> _Instruction_:
Read the records below and copy each line that contains "this".

Front-end source files:
-*-*-

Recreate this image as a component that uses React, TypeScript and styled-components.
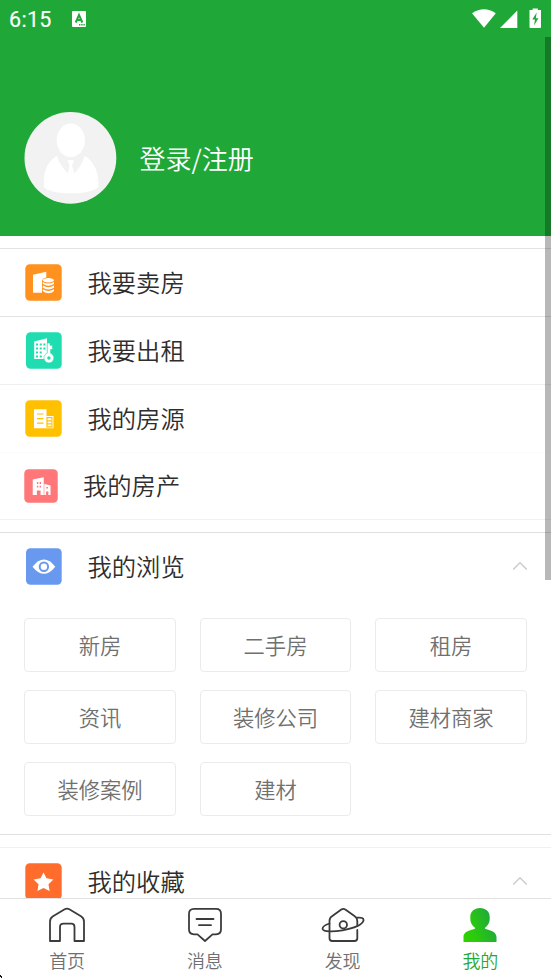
import React from "react";
import styled, { createGlobalStyle } from "styled-components";

const GlobalStyle = createGlobalStyle`
  * { box-sizing: border-box; }
  body { margin: 0; background: #fff; overflow: hidden; }
`;

const Screen = styled.div`
  position: relative;
  display: flex;
  flex-direction: column;
  width: 551px;
  height: 979px;
  overflow: hidden;
  background: #fff;
  color: #2e2e2e;
  font-family: "Noto Sans CJK SC", sans-serif;
  font-weight: 350;
  svg { display: block; flex: none; }
`;

const Header = styled.header`
  flex: none;
  height: 235.67px;
  background: #1fa838;
  color: #fff;
`;

const StatusBar = styled.div`
  display: flex;
  align-items: center;
  height: 37px;
  padding: 0 9px;
`;

const Clock = styled.span`
  width: 63px;
  font: 400 21.5px/37px Roboto, sans-serif;
  letter-spacing: 0.3px;
  padding-top: 2px;
  -webkit-text-stroke: 0.15px #fff;
`;

const StatusIcons = styled.div`
  margin-left: auto;
`;

const Profile = styled.div`
  display: flex;
  align-items: center;
  gap: 22.5px;
  height: 92px;
  margin: 75px 0 0 24px;
`;

const LoginText = styled.span`
  font-size: 26px;
  line-height: 38px;
`;

const Content = styled.main`
  flex: 1;
  min-height: 0;
  overflow: hidden;
`;

const Gap = styled.div<{ $height: number; $top?: string; $bottom?: string }>`
  height: ${(p) => p.$height}px;
  border-top: ${(p) => (p.$top ? `1px solid ${p.$top}` : "0")};
  border-bottom: ${(p) => (p.$bottom ? `1px solid ${p.$bottom}` : "0")};
`;

const Row = styled.div<{ $height?: number; $line?: string; $left?: number }>`
  display: flex;
  align-items: center;
  gap: 25.5px;
  height: ${(p) => p.$height ?? 68}px;
  padding: 0 23px 0 ${(p) => p.$left ?? 25}px;
  border-bottom: ${(p) => (p.$line ? `1px solid ${p.$line}` : "0")};
`;

const SectionRow = styled(Row)`
  padding-bottom: 1px;
`;

const RowLabel = styled.span`
  font-size: 24.3px;
  line-height: 36px;
  flex: 1;
`;

const CompactRow = styled(Row)`
  gap: 25px;
  ${RowLabel} { padding-bottom: 1px; }
`;

const Grid = styled.div`
  display: grid;
  grid-template-columns: 152px 151px 152px;
  grid-auto-rows: 54px;
  gap: 18px 24px;
  padding: 17px 24px 18px;
`;

const Chip = styled.div`
  display: flex;
  align-items: center;
  justify-content: center;
  border: 1px solid #ebebeb;
  border-radius: 4px;
  color: #707070;
  font-size: 21.3px;
  line-height: 30px;
`;

const TabBar = styled.nav`
  flex: none;
  display: grid;
  grid-template-columns: repeat(4, 137.75px);
  height: 81px;
  border-top: 1px solid #e2e2e2;
  background: #fff;
`;

const Tab = styled.div<{ $active?: boolean }>`
  display: flex;
  flex-direction: column;
  align-items: center;
  margin-left: -3.5px;
  padding-top: 7px;
  color: ${(p) => (p.$active ? "#1fa838" : "#707070")};
`;

const TabLabel = styled.span`
  margin-top: 3px;
  font-size: 18px;
  line-height: 26px;
`;

const ScrollThumb = styled.div`
  position: absolute;
  top: 37px;
  right: 0;
  width: 6px;
  height: 543px;
  background: rgba(0, 0, 0, 0.28);
`;

const CornerMark = styled.svg`
  position: absolute;
  left: 0;
  bottom: 0;
`;

const KeyboardIcon = () => (
  <svg width="14" height="16" viewBox="0 0 14 16">
    <path d="M1 0H13Q14 0 14 1V15Q14 16 13 16H1Q0 16 0 15V1Q0 0 1 0Z" fill="#fff" />
    <path d="M3.7 11.5L7 3.9L10.3 11.5M5 9H9" fill="none" stroke="#1fa838" strokeWidth="2" />
    <path d="M7 13.7H13" stroke="#1fa838" strokeWidth="1.4" strokeDasharray="1.4 .8" />
  </svg>
);

const SystemIcons = () => (
  <svg width="70" height="22" viewBox="472 7.5 70 22">
    <path d="M472 12.7Q484 5 495.8 12.7L484 27.2Z" fill="#fff" />
    <path d="M500 27.5L517.3 10V27.5Z" fill="#fff" />
    <path d="M532.6 8H537.8V9.5H541V26.8Q541 27.5 540 27.5H530.4Q529.5 27.5 529.5 26.7V9.5H532.6Z" fill="#fff" />
    <path d="M536.7 12L532.3 19H535L534 25L538.4 17.8H535.8Z" fill="#1fa838" />
  </svg>
);

const Avatar = () => (
  <svg width="93" height="93" viewBox="-0.4 0.1 93 93">
    <circle cx="46" cy="46" r="45.9" fill="#f2f2f2" />
    <ellipse cx="46.4" cy="28.4" rx="14.1" ry="16.8" fill="#fff" />
    <path d="M32.5 44C34 50 39 57 43.5 61.5L45.2 53L43.3 49.6Q43 48 44.5 48H48Q50 48 49.3 50L47.6 53L50 61.5C55 56 58.5 50 60.2 44C68 48 73 57 74 68V75C70 79 59 81.4 46.5 81.4C34 81.4 23 79 19.5 75V68C20 56 25 48 32.5 44Z" fill="#fff" />
  </svg>
);

const Tile = ({ color, size = 37, inset = 0.3, children }: { color: string; size?: number; inset?: number; children: React.ReactNode }) => (
  <svg width={size} height={size} viewBox="0 0 37 37">
    <rect x={inset} y="0.3" width={36.7 - inset} height="36.4" rx="4.5" fill={color} />
    {children}
  </svg>
);

const SellIcon = () => (
  <Tile color="#ff911f">
    <path d="M8 10.8L21.3 7.8V13.5Q17 14.5 17 17V28.7H8Z" fill="#fff" />
    <g fill="#fff">
      <ellipse cx="23.4" cy="16.2" rx="5.6" ry="2.2" />
      <path d="M17.8 18Q23.4 21.2 29 18V20.1Q23.4 23.6 17.8 20.1ZM17.8 21.6Q23.4 25 29 21.6V23.8Q23.4 27 17.8 23.8ZM17.8 25.3Q23.4 28.6 29 25.3V27Q26.8 29.3 23.4 29.3T17.8 27Z" />
    </g>
  </Tile>
);

const RentIcon = () => (
  <Tile color="#1fddb0" inset={1}>
    <path d="M9.2 9.5L22 6.3V27H9.2Z" fill="#fff" />
    <path d="M11 11.5h2v2h-2zM14.7 11.5h2v2h-2zM18.4 11.5h2v2h-2zM11 15.5h2v2h-2zM14.7 15.5h2v2h-2zM18.4 15.5h2v2h-2zM11 19.5h2v2h-2zM14.7 19.5h2v2h-2zM11 23.5h2v2h-2zM14.7 23.5h2v2h-2z" fill="#1fddb0" />
    <path d="M22.2 11H25V13.3H27.4V17.5H25.6V21.2A5 5 0 1 1 22.2 21.2Z" fill="#fff" stroke="#1fddb0" strokeWidth=".6" />
    <circle cx="23.9" cy="26" r="1.7" fill="#1fddb0" />
  </Tile>
);

const ListingIcon = () => (
  <Tile color="#ffc000">
    <path d="M9 9.3H21.5V16H28.5V28.3H9Z" fill="#fff" />
    <path d="M12 14H18.5M12 18.6H18.5M12 23.2H18.5M22 17.7V26.8H26.9V17.7ZM22.5 20.8H26M22.5 23.8H26" fill="none" stroke="#ffc000" strokeWidth="1.2" />
  </Tile>
);

const EstateIcon = () => (
  <Tile color="#ff7779" size={34}>
    <path d="M9.5 11.5L21.5 9V16L28.9 18V28.3H26.5V24.5H24V28.3H21.5V16V28.3H18V23.5H14V28.3H9.5Z" fill="#fff" />
    <path d="M14 14.2h1.5v2H14zM17 14.2h1.5v2H17zM14 18.2h1.5v2H14zM17 18.2h1.5v2H17zM24.3 19.5h1.8v1.6h-1.8z" fill="#ff7779" />
    <path d="M21.8 16V28.3" stroke="#ff7779" strokeWidth=".6" />
  </Tile>
);

const BrowseIcon = () => (
  <Tile color="#6899ef" inset={1}>
    <path d="M7.5 18.7Q18.9 4.5 30.3 18.7Q18.9 33 7.5 18.7Z" fill="#fff" />
    <circle cx="18.9" cy="18.7" r="4.2" fill="none" stroke="#6899ef" strokeWidth="2" />
  </Tile>
);

const FavoriteIcon = () => (
  <Tile color="#ff6c2c">
    <path d="M18.5 9.4L21.5 15.3L28.4 16.5L23.5 21.2L24.6 28L18.5 25L12.4 28L13.5 21.2L8.6 16.5L15.5 15.3Z" fill="#fff" />
  </Tile>
);

const Chevron = () => (
  <svg width="16" height="10" viewBox="0 0 16 10">
    <path d="M1.2 8.5L8 1.8L14.8 8.5" fill="none" stroke="#ccc" strokeWidth="1.5" />
  </svg>
);

const HomeIcon = () => (
  <svg width="38" height="38" viewBox="0 0 38 38" fill="none" stroke="#3b3b3b" strokeWidth="1.8" strokeLinejoin="round">
    <path d="M2 35V15.5Q2 12 5 10.2L16.7 3.3Q19 2 21.3 3.3L33 10.2Q36 12 36 15.5V35H26.5V21Q26.5 17.7 23.2 17.7H15.7Q12 17.7 12 21V35Z" />
  </svg>
);

const MessageIcon = () => (
  <svg width="38" height="38" viewBox="0 0 38 38" fill="none" stroke="#3b3b3b" strokeWidth="1.8" strokeLinejoin="round" strokeLinecap="round">
    <path d="M8 2.8H30Q35 2.8 35 7.8V23.3Q35 28.3 30 28.3H26.5L19 35L11.5 28.3H8Q3 28.3 3 23.3V7.8Q3 2.8 8 2.8ZM10.5 13H27.5M13 19.2H25" />
  </svg>
);

const DiscoverIcon = () => (
  <svg width="44" height="38" viewBox="0 0 44 38" fill="none" stroke="#3b3b3b" strokeWidth="1.8" strokeLinejoin="round" strokeLinecap="round">
    <path d="M8.5 26V15Q8.5 11.8 11 10.3L20.3 3.5Q22.3 2.2 24.3 3.5L33.8 10.3Q36.3 12 36.3 15V20M8.5 26V32.3Q8.5 35 11.2 35H33.5Q36.3 35 36.3 32.3V24" />
    <path d="M8.5 17.5C3 19.2 1.2 21 1.7 23.2C3.5 28.5 39 23.5 42.4 14.9C43.1 12 40.5 11.2 35.8 11.7" />
    <circle cx="22.3" cy="18.8" r="3.7" />
  </svg>
);

const MineIcon = () => (
  <svg width="34" height="38" viewBox="0 0 34 38">
    <defs>
      <linearGradient id="mine" x1="0" y1="1" x2="1" y2=".6">
        <stop offset="0" stopColor="#2fd200" />
        <stop offset=".35" stopColor="#2bcb0b" />
        <stop offset="1" stopColor="#1fa93c" />
      </linearGradient>
    </defs>
    <path d="M17 2C22.8 2 26.7 5.5 26.7 11V13C26.7 16.2 25.2 19.8 21.8 22C21.6 24 33.5 23.8 33.5 31V36H.5V31C.5 23.8 12.4 24 12.2 22C8.8 19.8 7.3 16.2 7.3 13V11C7.3 5.5 11.2 2 17 2Z" fill="url(#mine)" />
  </svg>
);

const links = [
  { label: "我要卖房", icon: <SellIcon />, line: "#e3e3e3" },
  { label: "我要出租", icon: <RentIcon />, line: "#efefef" },
  { label: "我的房源", icon: <ListingIcon />, line: "#fcfcfc" },
];

const categories = ["新房", "二手房", "租房", "资讯", "装修公司", "建材商家", "装修案例", "建材"];

const tabs = [
  { label: "首页", icon: <HomeIcon /> },
  { label: "消息", icon: <MessageIcon /> },
  { label: "发现", icon: <DiscoverIcon /> },
  { label: "我的", icon: <MineIcon />, active: true },
];

export default function App() {
  return (
    <Screen>
      <GlobalStyle />
      <Header>
        <StatusBar>
          <Clock>6:15</Clock>
          <KeyboardIcon />
          <StatusIcons><SystemIcons /></StatusIcons>
        </StatusBar>
        <Profile>
          <Avatar />
          <LoginText>登录/注册</LoginText>
        </Profile>
      </Header>
      <Content>
        <Gap $height={13.33} $bottom="#e3e3e3" />
        {links.map((item) => (
          <Row key={item.label} $line={item.line}>
            {item.icon}
            <RowLabel>{item.label}</RowLabel>
          </Row>
        ))}
        <CompactRow $height={67} $left={24} $line="#f1f1f1">
          <EstateIcon />
          <RowLabel>我的房产</RowLabel>
        </CompactRow>
        <Gap $height={13} $bottom="#e0e0e0" />
        <SectionRow>
          <BrowseIcon />
          <RowLabel>我的浏览</RowLabel>
          <Chevron />
        </SectionRow>
        <Grid>
          {categories.map((name) => <Chip key={name}>{name}</Chip>)}
        </Grid>
        <Gap $height={14} $top="#e0e0e0" $bottom="#f0f0f0" />
        <SectionRow>
          <FavoriteIcon />
          <RowLabel>我的收藏</RowLabel>
          <Chevron />
        </SectionRow>
      </Content>
      <TabBar>
        {tabs.map((tab) => (
          <Tab key={tab.label} $active={tab.active}>
            {tab.icon}
            <TabLabel>{tab.label}</TabLabel>
          </Tab>
        ))}
      </TabBar>
      <ScrollThumb />
      <CornerMark width="3" height="5" viewBox="0 0 3 5">
        <path d="M0 1H1V3H0ZM1 2H2V4H1Z" fill="#111" />
      </CornerMark>
    </Screen>
  );
}
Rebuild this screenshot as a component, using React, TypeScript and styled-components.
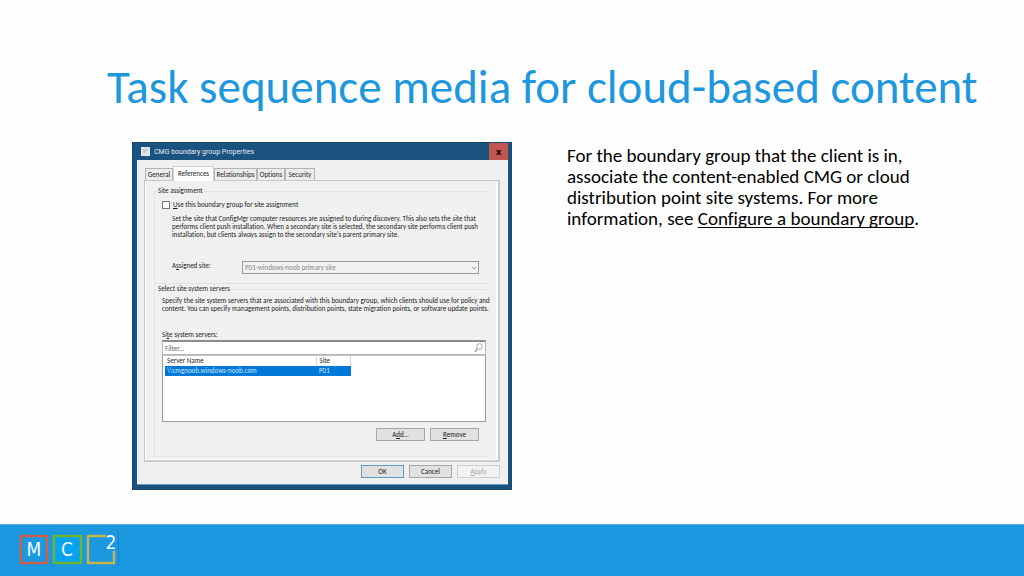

-*-*-

> _Written answer_:
Recreate this image as a component that uses React, TypeScript and styled-components.
Rebuild this screenshot as a component, using React, TypeScript and styled-components.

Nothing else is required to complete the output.